Können Sie einige Informationen zum aktuellen Projektstand geben?

Gut 1,3 Milliarden Euro sind als Bundesmittel für die 130 ausgewählten Projekte vorgesehen. Grundlage ist ein offener, transparenter und mehrstufiger Prozess nach Vorgaben der sächsischen Förderrichtlinie zur Umsetzung des Investitionsgesetzes Kohleregionen (InvKG). Projektträger sind überwiegend Gebietskörperschaften und deren Unternehmen. Eine direkte Förderung privatwirtschaftlicher Unternehmen lässt das InvKG nicht zu.
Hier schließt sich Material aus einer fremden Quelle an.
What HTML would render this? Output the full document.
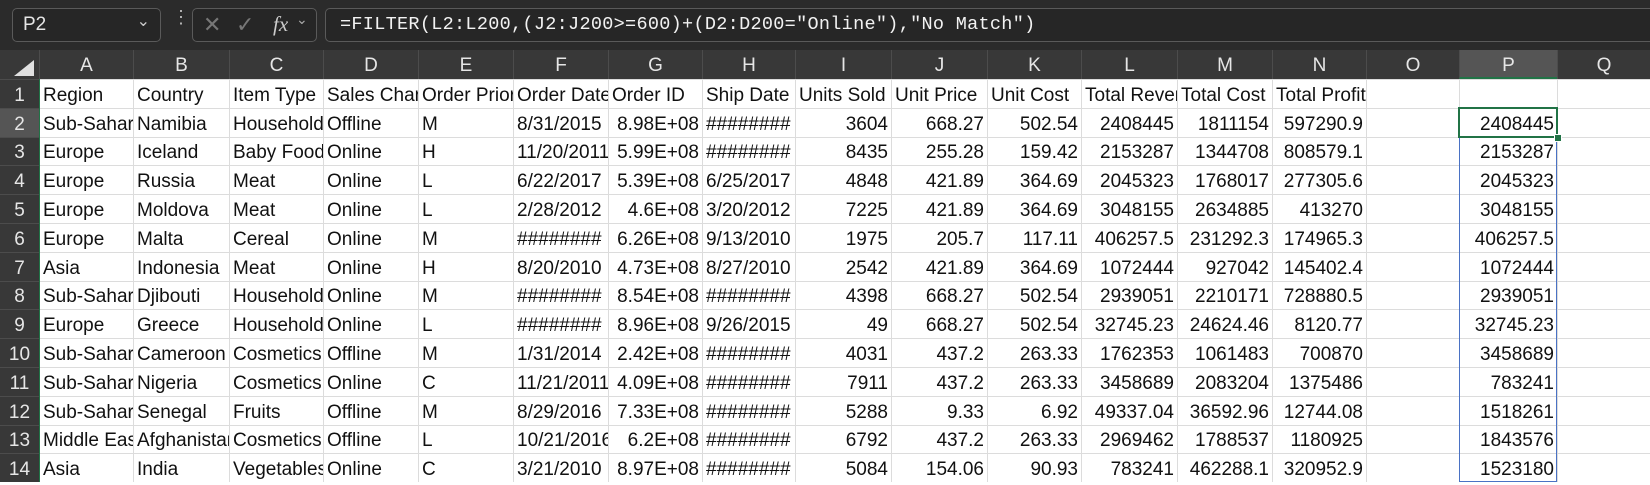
<!DOCTYPE html>
<html><head><meta charset="utf-8"><style>
body{margin:0;width:1650px;height:482px;overflow:hidden;background:#fff;font-family:"Liberation Sans",Arial,sans-serif;position:relative}
#top{position:absolute;left:0;top:0;width:1650px;height:50px;background:#2b2b2b}
.box{position:absolute;top:8px;height:34px;border:1px solid #5a5a5a;border-radius:5px;background:#262626;box-sizing:border-box}
#hdr{position:absolute;left:0;top:50px;width:1650px;height:29px;background:#383838}
.ch{position:absolute;top:50px;height:29px;line-height:31px;text-align:center;color:#e6e6e6;font-size:19px;border-left:1px solid #4c4c4c;box-sizing:border-box}
.rh{position:absolute;left:0;width:39px;text-align:center;color:#e6e6e6;font-size:19px;background:#383838;box-sizing:border-box;border-top:1px solid #4c4c4c}
.c{position:absolute;height:29px;line-height:31px;font-size:19px;color:#111;white-space:nowrap;overflow:hidden;box-sizing:border-box;border-left:1px solid #dcdcdc;border-top:1px solid #dcdcdc;padding:0 3px}
.r{text-align:right}
</style></head><body>
<div id="top"></div>
<div class="box" style="left:12px;width:149px"><span style="position:absolute;left:10px;top:5px;color:#e6e6e6;font-size:19px">P2</span><span style="position:absolute;right:10px;top:2px;color:#ccc;font-size:16px">&#8964;</span></div>
<div style="position:absolute;left:172px;top:13px;color:#bbb;font-size:18px;line-height:8px">&#8942;</div>
<div class="box" style="left:192px;width:125px"><span style="position:absolute;left:10px;top:3px;color:#777;font-size:22px">&#10005;</span><span style="position:absolute;left:43px;top:3px;color:#777;font-size:22px">&#10003;</span><span style="position:absolute;left:80px;top:3px;color:#ccc;font-size:21px;font-style:italic;font-family:'Liberation Serif',serif">fx</span><span style="position:absolute;left:103px;top:2px;color:#aaa;font-size:14px">&#8964;</span></div>
<div class="box" style="left:325px;width:1330px"><span style="position:absolute;left:14px;top:5px;color:#f2f2f2;font-size:18.5px;font-family:'Liberation Mono',monospace;letter-spacing:0.3px">=FILTER(L2:L200,(J2:J200&gt;=600)+(D2:D200="Online"),"No Match")</span></div>
<div id="hdr"></div>
<svg style="position:absolute;left:10px;top:58px" width="26" height="20"><polygon points="24,2 24,18 4,18" fill="#e0e0e0"/></svg>
<div id="g"></div>
<script>
var e=[39,133,229,323,418,513,608,702,795,891,987,1081,1177,1272,1366,1459,1557,1650];
var L="ABCDEFGHIJKLMNOPQ";
var h='';
for(var i=0;i<17;i++){var bg=i==15?'background:#555;border-bottom:2px solid #217346;':'';h+='<div class="ch" style="left:'+e[i]+'px;width:'+(e[i+1]-e[i])+'px;'+bg+'">'+L[i]+'</div>';}
var D=[
["Region","Country","Item Type","Sales Channel","Order Priority","Order Date","Order ID","Ship Date","Units Sold","Unit Price","Unit Cost","Total Revenue","Total Cost","Total Profit","",""],
["Sub-Saharan","Namibia","Household","Offline","M","8/31/2015","8.98E+08","########","3604","668.27","502.54","2408445","1811154","597290.9","","2408445"],
["Europe","Iceland","Baby Food","Online","H","11/20/2011","5.99E+08","########","8435","255.28","159.42","2153287","1344708","808579.1","","2153287"],
["Europe","Russia","Meat","Online","L","6/22/2017","5.39E+08","6/25/2017","4848","421.89","364.69","2045323","1768017","277305.6","","2045323"],
["Europe","Moldova","Meat","Online","L","2/28/2012","4.6E+08","3/20/2012","7225","421.89","364.69","3048155","2634885","413270","","3048155"],
["Europe","Malta","Cereal","Online","M","########","6.26E+08","9/13/2010","1975","205.7","117.11","406257.5","231292.3","174965.3","","406257.5"],
["Asia","Indonesia","Meat","Online","H","8/20/2010","4.73E+08","8/27/2010","2542","421.89","364.69","1072444","927042","145402.4","","1072444"],
["Sub-Saharan","Djibouti","Household","Online","M","########","8.54E+08","########","4398","668.27","502.54","2939051","2210171","728880.5","","2939051"],
["Europe","Greece","Household","Online","L","########","8.96E+08","9/26/2015","49","668.27","502.54","32745.23","24624.46","8120.77","","32745.23"],
["Sub-Saharan","Cameroon","Cosmetics","Offline","M","1/31/2014","2.42E+08","########","4031","437.2","263.33","1762353","1061483","700870","","3458689"],
["Sub-Saharan","Nigeria","Cosmetics","Online","C","11/21/2011","4.09E+08","########","7911","437.2","263.33","3458689","2083204","1375486","","783241"],
["Sub-Saharan","Senegal","Fruits","Offline","M","8/29/2016","7.33E+08","########","5288","9.33","6.92","49337.04","36592.96","12744.08","","1518261"],
["Middle East","Afghanistan","Cosmetics","Offline","L","10/21/2016","6.2E+08","########","6792","437.2","263.33","2969462","1788537","1180925","","1843576"],
["Asia","India","Vegetables","Online","C","3/21/2010","8.97E+08","########","5084","154.06","90.93","783241","462288.1","320952.9","","1523180"]];
var RH=28.8,T=79;
for(var r=0;r<14;r++){var y=Math.round(T+r*RH),y2=Math.round(T+(r+1)*RH),hh=y2-y;
h+='<div class="rh" style="top:'+y+'px;height:'+hh+'px;line-height:'+(hh+2)+'px;'+(r==1?'background:#555;':'')+'">'+(r+1)+'</div>';
for(var i=0;i<17;i++){var v=i<16?D[r][i]:'';var num=r>0&&/^[0-9.E+#\/]+$/.test(v)&&!/\//.test(v)&&v.indexOf('#')<0;
h+='<div class="c'+(num?' r':'')+'" style="left:'+e[i]+'px;top:'+y+'px;width:'+(e[i+1]-e[i])+'px;height:'+hh+'px;line-height:'+(hh+2)+'px">'+v+'</div>';}}
h+='<div style="position:absolute;left:39px;top:79px;width:1px;height:403px;background:#217346"></div>';
var p2t=Math.round(T+RH),p3t=Math.round(T+2*RH);
h+='<div style="position:absolute;left:1459px;top:'+(p3t)+'px;width:98px;height:'+(482-p3t)+'px;border:1px solid #4a72c4;border-top:none;box-sizing:border-box"></div>';
h+='<div style="position:absolute;left:1458px;top:'+(p2t-1)+'px;width:100px;height:'+(p3t-p2t+2)+'px;border:2px solid #217346;box-sizing:border-box"></div>';
h+='<div style="position:absolute;left:1554px;top:'+(p3t-3)+'px;width:6px;height:6px;background:#217346;border:1px solid #fff"></div>';
document.getElementById('g').innerHTML=h;
</script>
</body></html>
Auch die sächsischen Universitäten und Hochschulen sind stark engagiert, um die Infrastruktur für Forschung, Entwicklung und Bildung in den Revieren durch Ansiedlung neuer Institute zu stärken.

Betrachtet man die ausgewählten Projekte zum Stichtag 30. September 2022 aus dem Blickwinkel der fünf Schwerunkte des SMR für die Strukturentwicklung, so ergibt sich folgende Zwischenbilanz. Mit 90 Projekten und rund 585 Million Euro Bundesmitteln nimmt der Schwerpunkt „Tourismus und lebenswerte Regionen“ die Spitzenposition ein. Dahinter folgt „Mobilität und IT“ mit 16 Projekten und Finanzmitteln von gut 365 Millionen Euro. Gut 270 Millionen Euro und 9 Projekte entfallen auf „Kreislaufwirtschaft und Bioökonomie“. Die restlichen Finanzmittel verteilen sich auf „Energiemodellregion“ mit 7 Projekten und „Gesundheitsmodellregion“ mit 8 Projekten.
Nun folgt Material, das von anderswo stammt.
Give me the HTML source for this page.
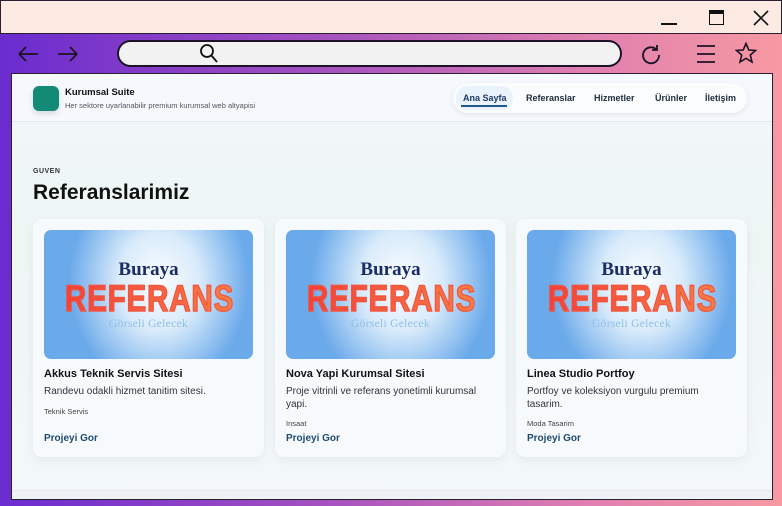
<!DOCTYPE html>
<html><head><meta charset="utf-8"><style>
*{margin:0;padding:0;box-sizing:border-box}
body{width:782px;height:506px;overflow:hidden;font-family:"Liberation Sans",sans-serif;position:relative;background:linear-gradient(90deg,#6a2ccf 0%,#a24fc0 40%,#e07fb0 75%,#f699a2 100%)}
.title{position:absolute;left:0;top:0;width:782px;height:34px;background:#fdebe3;border:1.5px solid #2a1f33;border-bottom:1.5px solid #2a1f33}
.url{position:absolute;left:117px;top:40px;width:505px;height:27px;border:2px solid #1c1426;border-radius:14px;background:#f2f2f2}
.content{position:absolute;left:11px;top:73px;width:762px;height:427px;border:1.5px solid #2a1f33;background:linear-gradient(180deg,#f1f7fb,#eef6f4 40%,#f3f7fb);overflow:hidden}
.hdr{position:absolute;left:0;top:0;width:100%;height:48px;background:#f5f9fd;border-bottom:1px solid #e2eaf0}
.logo{position:absolute;left:21px;top:12px;width:26px;height:25px;border-radius:6px;background:#138a76;box-shadow:0 3px 6px rgba(0,0,0,.12)}
.nav{position:absolute;left:441px;top:9px;width:294px;height:30px;border-radius:15px;background:#fafcfe;box-shadow:0 2px 6px rgba(0,0,0,.08);font-size:9px;font-weight:bold;color:#1f2a3a}
.nav span{position:absolute;top:10px}
.card{position:absolute;top:145px;width:231px;height:238px;background:#f7fafd;border-radius:9px;box-shadow:0 3px 10px rgba(0,0,0,.06)}
.img{position:absolute;left:11px;top:11px;width:209px;height:129px;border-radius:7px;background:radial-gradient(ellipse 90px 110px at 55% 40%,#fbfdff 0%,#d9ebfb 45%,#6aa9ea 100%);overflow:hidden}
.img .b{position:absolute;left:0;width:100%;text-align:center;top:29px;font-family:"Liberation Serif",serif;font-weight:bold;font-size:19px;color:#1b2e63}
.img .r{position:absolute;left:0;width:100%;text-align:center;top:48px;font-weight:bold;font-size:37px;letter-spacing:1px;transform:scaleX(.8);background:linear-gradient(90deg,#f2403a,#f77d45);-webkit-background-clip:text;color:transparent;-webkit-text-stroke:1.3px #f2553f}
.img .g{position:absolute;left:0;width:100%;text-align:center;top:88px;font-family:"Liberation Serif",serif;font-size:11.5px;color:#8fc0e6;letter-spacing:.3px}
.t{position:absolute;left:11px;top:149px;font-size:11px;font-weight:bold;color:#111}
.d{position:absolute;left:11px;top:166px;width:210px;font-size:10px;line-height:13px;color:#333}
.c{position:absolute;left:11px;font-size:7.5px;color:#444}
.p{position:absolute;left:11px;top:214px;font-size:10px;font-weight:bold;color:#1f4a6e}
</style></head><body>
<div class="title">
<div style="position:absolute;left:660px;top:22px;width:16px;height:1.5px;background:#111"></div>
<div style="position:absolute;left:708px;top:9px;width:15px;height:15px;border:1.5px solid #111;border-top:4px solid #111"></div>
<svg style="position:absolute;left:752px;top:9px" width="16" height="16"><path d="M1 1L15 15M15 1L1 15" stroke="#111" stroke-width="1.6"/></svg>
</div>
<svg style="position:absolute;left:16px;top:44px" width="64" height="20" fill="none" stroke="#1c1426" stroke-width="1.8"><path d="M3 10H22M3 10L10 3M3 10L10 17"/><path d="M42 10H61M61 10L54 3M61 10L54 17"/></svg>
<div class="url"></div>
<svg style="position:absolute;left:198px;top:43px" width="22" height="22" fill="none" stroke="#111" stroke-width="1.8"><circle cx="9" cy="8" r="6"/><path d="M13 12L19 19"/></svg>
<svg style="position:absolute;left:640px;top:43px" width="22" height="22" fill="none" stroke="#1c1426" stroke-width="1.8"><path d="M17 7A8 8 0 1 0 19 12"/><path d="M17 2V7H12"/></svg>
<svg style="position:absolute;left:695px;top:43px" width="22" height="22" stroke="#1c1426" stroke-width="1.8"><path d="M2 3H20M2 11H20M2 19H20"/></svg>
<svg style="position:absolute;left:735px;top:42px" width="22" height="22" fill="none" stroke="#1c1426" stroke-width="1.6"><path d="M11 1.5L13.8 8L20.5 8.5L15.3 13L17 20L11 16.3L5 20L6.7 13L1.5 8.5L8.2 8Z"/></svg>
<div class="content">
<div class="hdr">
<div class="logo"></div>
<div style="position:absolute;left:53px;top:13px;font-size:9.5px;font-weight:bold;color:#111">Kurumsal Suite</div>
<div style="position:absolute;left:53px;top:27px;font-size:7.5px;color:#555">Her sektore uyarlanabilir premium kurumsal web altyapisi</div>
<div class="nav">
<div style="position:absolute;left:3px;top:3px;width:57px;height:24px;border-radius:12px;background:#eaf2fb"></div>
<span style="left:10px;color:#1f3a66">Ana Sayfa</span>
<div style="position:absolute;left:8px;top:22px;width:46px;height:1.5px;background:#1f5a8a"></div>
<span style="left:73px">Referanslar</span>
<span style="left:141px">Hizmetler</span>
<span style="left:202px">Ürünler</span>
<span style="left:252px">İletişim</span>
</div>
</div>
<div style="position:absolute;left:21px;top:94px;font-size:7px;font-weight:bold;color:#333;letter-spacing:.5px">GUVEN</div>
<div style="position:absolute;left:21px;top:107px;font-size:21px;font-weight:bold;color:#111">Referanslarimiz</div>

<div class="card" style="left:21px"><div class="img"><div class="b">Buraya</div><div class="r">REFERANS</div><div class="g">Görseli Gelecek</div></div>
<div class="t">Akkus Teknik Servis Sitesi</div><div class="d">Randevu odakli hizmet tanitim sitesi.</div><div class="c" style="top:188px">Teknik Servis</div><div class="p">Projeyi Gor</div></div>

<div class="card" style="left:263px"><div class="img"><div class="b">Buraya</div><div class="r">REFERANS</div><div class="g">Görseli Gelecek</div></div>
<div class="t">Nova Yapi Kurumsal Sitesi</div><div class="d">Proje vitrinli ve referans yonetimli kurumsal yapi.</div><div class="c" style="top:200px">Insaat</div><div class="p">Projeyi Gor</div></div>

<div class="card" style="left:504px"><div class="img"><div class="b">Buraya</div><div class="r">REFERANS</div><div class="g">Görseli Gelecek</div></div>
<div class="t">Linea Studio Portfoy</div><div class="d">Portfoy ve koleksiyon vurgulu premium tasarim.</div><div class="c" style="top:200px">Moda Tasarim</div><div class="p">Projeyi Gor</div></div>

<div style="position:absolute;left:0;top:416px;width:100%;height:12px;background:#eef2f5;border-top:1px solid #e2e8ee"></div>
</div>
</body></html>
Aktuell ist auch die Entscheidung zur Gründung von zwei Großforschungszentren in der Lausitz und im mitteldeutschen Revier gefallen ...

Der Freistaat Sachsen setzt in der Strukturentwicklung sehr stark auf Forschung, Entwicklung und Technologietransfer. Das wird mit dieser Entscheidung besonders deutlich. In einem offenen und mehrstufigen Ideenwettbewerb hat eine hochrangig besetzte Kommission rund 100 Vorschläge für zwei Großforschungszentren im Freistaat Sachsen qualifiziert. Im September wurden die beiden Vorhaben zur Gründung von je einem Großforschungszentrum im Lausitzer Revier und im Mitteldeutschen Revier bekannt gemacht.
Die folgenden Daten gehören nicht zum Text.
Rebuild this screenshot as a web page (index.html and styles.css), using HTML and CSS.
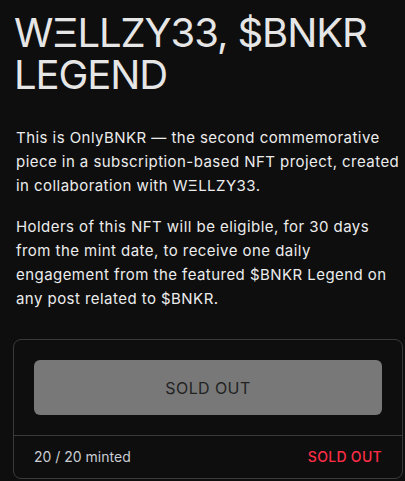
FILE: index.html
```html
<!DOCTYPE html>
<html lang="en">
<head>
    <meta charset="UTF-8">
    <meta name="viewport" content="width=device-width, initial-scale=1.0">
    <title>WΞLLZY33, $BNKR Legend</title>
    <link rel="stylesheet" href="styles.css">
</head>
<body>
    <main class="page">
        <h1 class="title">WΞLLZY33, $BNKR LEGEND</h1>

        <div class="desc">
            <p>This is OnlyBNKR — the second commemorative piece in a subscription-based NFT project, created in collaboration with WΞLLZY33.</p>
            <p>Holders of this NFT will be eligible, for 30 days from the mint date, to receive one daily engagement from the featured $BNKR Legend on any post related to $BNKR.</p>
        </div>

        <!-- mint box -->
        <section class="mint-card">
            <div class="mint-body">
                <button class="mint-btn" disabled>SOLD OUT</button>
            </div>
            <div class="mint-footer">
                <span class="minted">20 / 20 minted</span>
                <span class="status">SOLD OUT</span>
            </div>
        </section>
    </main>
</body>
</html>
```

FILE: styles.css
```css
* {
    box-sizing: border-box;
}

/* page background and font */
body {
    font-family: Inter, "Noto Sans", sans-serif;
    background-color: #0e0e0e;
    color: #ececec;
    margin: 0;
    padding: 0;
}

.page {
    padding: 12px 2px 0 13px;
}

/* title */
.title {
    font-size: 40px;
    line-height: 42px;
    font-weight: 400;
    color: #e6e6e6;
    margin: 0 0 0 1px;
    letter-spacing: -1.1px;
}

/* description */
.desc {
    margin-top: 30px;
    padding-left: 3px;
}

.desc p {
    font-size: 15px;
    line-height: 24px;
    letter-spacing: 0.45px;
    margin: 0 0 17px;
    text-wrap: pretty;
}

.desc p:last-child {
    margin-bottom: 0;
}

/* mint card */
.mint-card {
    margin-top: 28px;
    border: 1px solid #3a3a3a;
    border-radius: 8px;
}

.mint-body {
    padding: 20px;
    border-bottom: 1px solid #3a3a3a;
}

.mint-btn {
    display: block;
    width: 100%;
    height: 55px;
    background-color: #787878;
    color: #232323;
    border: none;
    border-radius: 6px;
    font-family: inherit;
    font-size: 16px;
    letter-spacing: 0.4px;
}

.mint-footer {
    display: flex;
    justify-content: space-between;
    align-items: center;
    padding: 11px 20px;
    font-size: 14px;
    line-height: 20px;
}

.minted {
    color: #c9cdd4;
}

.status {
    color: #ff2d46;
    font-weight: 500;
    letter-spacing: 0.3px;
}
```
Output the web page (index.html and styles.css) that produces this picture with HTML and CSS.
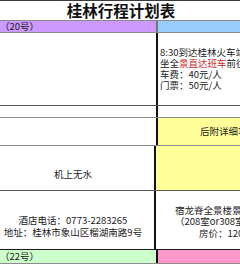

Das „Center for the Transformation of Chemistry“ (CTC) wird im Mitteldeutschen Revier im Landkreis Nordsachsen entstehen, in unmittelbarer räumlicher Nähe zu Sachsen-Anhalt. Im Fokus des CTC stehen Forschung und Entwicklung für die Transformation der Chemieindustrie hin zu einer klimafreundlichen und ressourceneffizienten Kreislaufwirtschaft. Dabei setzt CTC auf einen transdisziplinären Ansatz und auf strukturierte Kooperation von Wissenschaft, Wirtschaft und Gesellschaft. Das CTC wird in Kooperation und mit finanzieller Beteiligung des Landes Sachsen-Anhalt entstehen. Mit dem „Deutschen Zentrum für Astrophysik“ (DZA) entsteht ein zweites Großforschungszentrum in der sächsischen Lausitz. Im Fokus dort stehen grundlagenorientierte Forschung und Entwicklung, die wichtigen Teilgebieten der Mikroelektronik dient. Beispiele sind Materialforschung, Sensortechnik oder Quantencomputing. Von beiden Großforschungszentren kann man starke Impulse für die Zukunft von wichtigen Schlüsselindustrien im Freistaat Sachsen erwarten und weit darüber hinaus. Bis 2038 stellt der Bund je Großforschungszentrum mehr als 1,1 Milliarden Euro zur Verfügung. Dem Lausitzer Revier und dem Mitteldeutschen Revier geben sie damit als Zukunftsregionen ein unverwechselbares wissenschaftliches Profil.

Foto: SAS

Findlingspark Nochten: In der sächsischen Lausitz ist eine einzigartige Parklandschaft entstanden. Der Lausitzer Findlingspark Nochten ist ein Zeugnis gelungener Rekultivierung zerklüfteter Hinterlassenschaften des Braunkohlentagebaus. 7000 skandinavische Findlinge, eingebettet in sieben malerisch angelegte Gartenwelten, lassen immer wieder neue, faszinierende Parkbilder entstehen. Fast 1,5 Millionen Besucher haben das in Europa einmalige Steinreich seit seiner Eröffnung im Jahr 2003 erkundet.